I realize I haven't posted here in a while. Most of my quarantine thoughts have played out on Facebook. But recently I hit my wall of "this is ridiculous, what is even happening?" So, here we are.
Last summer I was preparing to go on a trip to France as a chaperone with my son's high school band. I was shopping at our local Bag & Baggage store, looking for a good crossbody bag that could hold all of my goodies, but not be super heavy. I was there late in the evening, close to closing time, and it was just me and the manager in the store. We started chatting about my trip, just conversation as she showed me some options then left me to browse.
Somehow we got on the topic of someone I know who has a thing for Tumi briefcases. Now this person has a whole selection of really nice leather briefcases in a bin in the basement. Things he doesn't use anymore, but can't seem to get rid of. I was complaining because I know these things take up space and they're never going to get used again, they should be donated, some of them are broken, they would need to be fixed before they could be used again. But this guy just can't let them go. In fact, if you bring it up, an absolute temper tantrum will ensue. And as she was walking around the store tidying up her racks, she started telling me stories of people that she knows that love their Tumi bags, they are after all very high quality and can last forever if cared for properly. But then she mentioned people get attached to their things, it's hard to let go.

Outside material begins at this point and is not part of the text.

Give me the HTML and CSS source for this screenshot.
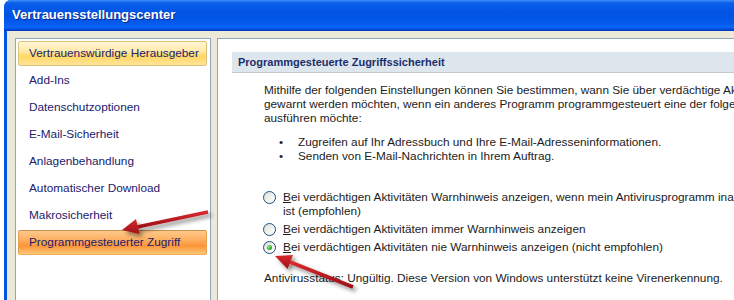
FILE: index.html
```html
<!DOCTYPE html>
<html lang="de">
<head>
  <meta charset="UTF-8">
  <title>Vertrauensstellungscenter</title>
  <link rel="stylesheet" href="styles.css">
</head>
<body>
  <div class="window">
    <div class="titlebar">Vertrauensstellungscenter</div>
    <div class="frame">
      <ul class="nav">
        <li class="nav-item hover">Vertrauenswürdige Herausgeber</li>
        <li class="nav-item">Add-Ins</li>
        <li class="nav-item">Datenschutzoptionen</li>
        <li class="nav-item">E-Mail-Sicherheit</li>
        <li class="nav-item">Anlagenbehandlung</li>
        <li class="nav-item">Automatischer Download</li>
        <li class="nav-item">Makrosicherheit</li>
        <li class="nav-item selected">Programmgesteuerter Zugriff</li>
      </ul>

      <div class="content">
        <div class="section-head">Programmgesteuerte Zugriffssicherheit</div>
        <div class="section-body">
          <p class="intro">Mithilfe der folgenden Einstellungen können Sie bestimmen, wann Sie über verdächtige Aktivitäten<br>gewarnt werden möchten, wenn ein anderes Programm programmgesteuert eine der folgenden Aktionen<br>ausführen möchte:</p>
          <ul class="actions">
            <li>Zugreifen auf Ihr Adressbuch und Ihre E-Mail-Adresseninformationen.</li>
            <li>Senden von E-Mail-Nachrichten in Ihrem Auftrag.</li>
          </ul>
          <div class="options">
            <label class="option">
              <span class="radio"></span>
              <span class="option-text"><u>B</u>ei verdächtigen Aktivitäten Warnhinweis anzeigen, wenn mein Antivirusprogramm inaktiv<br>ist (empfohlen)</span>
            </label>
            <label class="option">
              <span class="radio"></span>
              <span class="option-text"><u>B</u>ei verdächtigen Aktivitäten immer Warnhinweis anzeigen</span>
            </label>
            <label class="option">
              <span class="radio checked"></span>
              <span class="option-text"><u>B</u>ei verdächtigen Aktivitäten nie Warnhinweis anzeigen (nicht empfohlen)</span>
            </label>
          </div>
          <p class="status">Antivirusstatus: Ungültig. Diese Version von Windows unterstützt keine Virenerkennung.</p>
        </div>
      </div>
    </div>
  </div>

  <!-- red pointer arrows drawn over the dialog -->
  <svg class="arrows" width="734" height="300" viewBox="0 0 734 300">
    <defs>
      <filter id="shade" x="-20%" y="-40%" width="140%" height="180%">
        <feDropShadow dx="3" dy="3" stdDeviation="2" flood-color="#000" flood-opacity="0.45"/>
      </filter>
      <linearGradient id="red" x1="0" y1="0" x2="0" y2="1">
        <stop offset="0" stop-color="#d82a2f"/>
        <stop offset="1" stop-color="#9e1015"/>
      </linearGradient>
    </defs>
    <g filter="url(#shade)">
      <line x1="208" y1="212" x2="137" y2="227" stroke="url(#red)" stroke-width="3.5"/>
      <polygon points="122,230 139.5,234 136,219" fill="url(#red)"/>
    </g>
    <g filter="url(#shade)">
      <line x1="353" y1="287" x2="290" y2="262" stroke="url(#red)" stroke-width="3.5"/>
      <polygon points="275,256 293,255 287.5,269" fill="url(#red)"/>
    </g>
  </svg>
</body>
</html>
```

FILE: styles.css
```css
html,
body {
  margin: 0;
  height: 300px;
  overflow: hidden;
  background-color: #fff;
}

body {
  font-family: "Liberation Sans", Arial, sans-serif;
  font-size: 11.8px;
  color: #1c1c1c;
  position: relative;
}

.window {
  margin-left: 4px;
  width: 780px;
  height: 300px;
  display: flex;
  flex-direction: column;
  background-color: #0553e1;
  border-radius: 7px 0 0 0;
  overflow: hidden;
}

.titlebar {
  flex: none;
  height: 31px;
  line-height: 30px;
  padding-left: 8px;
  color: #fff;
  font-weight: bold;
  font-size: 13px;
  text-shadow: 1px 1px 0 #0b2a8c;
  background: linear-gradient(to bottom, #3d8ff7 0%, #0a5ee9 10%, #0053e3 45%, #0457e9 70%, #0a65f6 88%, #0048d8 95%, #0036b5 100%);
}

.frame {
  flex: 1;
  display: flex;
  gap: 6px;
  margin-left: 3px;
  padding: 7px 0 0 8px;
  background-color: #ece9d8;
}

/* left navigation */
.nav {
  flex: none;
  width: 189px;
  margin: 0;
  padding: 2px 3px 0 2px;
  list-style: none;
  background-color: #fff;
  border: 1px solid #8fa6c2;
  border-bottom: none;
}

.nav-item {
  box-sizing: border-box;
  height: 25px;
  line-height: 23px;
  margin-bottom: 2px;
  padding-left: 10px;
  color: #22206e;
  border: 1px solid transparent;
  border-radius: 2px;
  white-space: nowrap;
}

.nav-item.hover {
  border-color: #dcc278;
  background: linear-gradient(to bottom, #fff6d8 0%, #ffeaa8 40%, #ffd762 62%, #ffe49a 100%);
}

.nav-item.selected {
  border-color: #c4924c #e9a04c #f5ad5a;
  background: linear-gradient(to bottom, #ffc98c 0%, #fdb264 35%, #fb9438 65%, #ffc877 100%);
}

/* right content */
.content {
  flex: 1;
  min-width: 0;
  padding: 13px 0 0 14px;
  background-color: #fff;
  border: 1px solid #8fa6c2;
  border-right: none;
  border-bottom: none;
}

.section-head {
  height: 20px;
  line-height: 20px;
  padding-left: 6px;
  font-size: 11px;
  font-weight: bold;
  color: #1b2e6c;
  background-color: #dde6ed;
  border-bottom: 1px solid #c5c8cc;
}

.section-body {
  padding-left: 32px;
  line-height: 14px;
  white-space: nowrap;
}

.intro {
  margin: 10px 0 0;
}

.actions {
  margin: 10px 0 0;
  padding: 0;
  list-style: none;
}

.actions li {
  display: flex;
}

.actions li::before {
  content: "•";
  width: 19px;
  margin-left: 15px;
}

.options {
  margin-top: 27px;
  display: flex;
  flex-direction: column;
  gap: 4px;
}

.option {
  display: flex;
  align-items: flex-start;
  gap: 7px;
  margin-left: -1px;
}

.option u {
  text-decoration-thickness: 1px;
  text-underline-offset: 1px;
}

.radio {
  flex: none;
  box-sizing: border-box;
  width: 13px;
  height: 13px;
  margin-top: 1px;
  border: 1px solid #1c5180;
  border-radius: 50%;
  background: linear-gradient(135deg, #dcdcd6 0%, #f2f2ee 55%, #fff 100%);
  display: flex;
  align-items: center;
  justify-content: center;
}

.radio.checked::after {
  content: "";
  width: 5px;
  height: 5px;
  border-radius: 50%;
  background: radial-gradient(circle at 35% 35%, #8fe58f 0%, #2fae2f 60%, #1d8a1d 100%);
}

.status {
  margin: 17px 0 0;
}

.arrows {
  position: absolute;
  left: 0;
  top: 0;
  pointer-events: none;
}
```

And as she said that, I absentmindedly mentioned that it might be because his parents divorced when he was away at college, and got rid of all his stuff when they sold the family home and split up their households.
She stopped what she was doing and turned to look at me.
"Honey." She said softly. I looked up at the change in tone. "He has baggage."
It gave me goosebumps.
Oh my God. He literally has emotional baggage manifesting in his baggage.
Now, watch as I tie this into teachers returning to school this fall.
We've been through a lot to be teachers. We go through a specific teacher education program, with a rosy outlook plan to love and teach young minds to prepare them for the real world. And then we get into the classroom where we discover that over half of that gets thrown out, because technology changes constantly, districts update guidelines, reading programs and new math every 2 years. Then throw out the other half of what we learned about student engagement, because our biggest worry will be keeping our little loves alive.
Every time there is a school shooting, teachers get a little more PTSD. In fact, the rise in school shootings have completely changed how we teach and function in schools. Our biggest fear used to be tornadoes that might hit before we could get everyone into the safe place. Now it's that we may have to choose to die throwing our bodies in front of our roomful of children.
These are split second decisions. Decisions we all know we could make in the fraction of a second. It's a terrible ask, but it would also be over immediately.
Now you want us to plan to die, while learning, juggling and managing completely new teaching methods. Maybe. But not on purpose. Some may get sick and die immediately, some possibly further down the road. You want us to traumatize our kids in the process in the name of prevention by hiding our expressions that helo convey safety and love. And you want us to do this every single day, for months on end, not knowing if these new procedures will or won't keep us protected.
Maslow's hierarchy details how the brain can't learn unless basic needs are met. Basic needs include food, shelter, safety. We all learned this in our teacher training, including district administrators. We apply this ti students every day. Yet, teachers are being asked- no, told - to function without their safety needs met.
Our desire to be healthy and our will to live has become baggage. Many have already drawn that line and said no, this is too much. Many will try to make it work. Though I plan to give this a shot, I'd like to hang on to what health I have left, I have already given up so much in terms of my personal health. I am someone for whom this disease could potentially be more dangerous.
We should all be ashamed it has come to this. But if you've been online lately, you know the savagery directed at teachers who have tried to raise alarms doesn't remotely show that.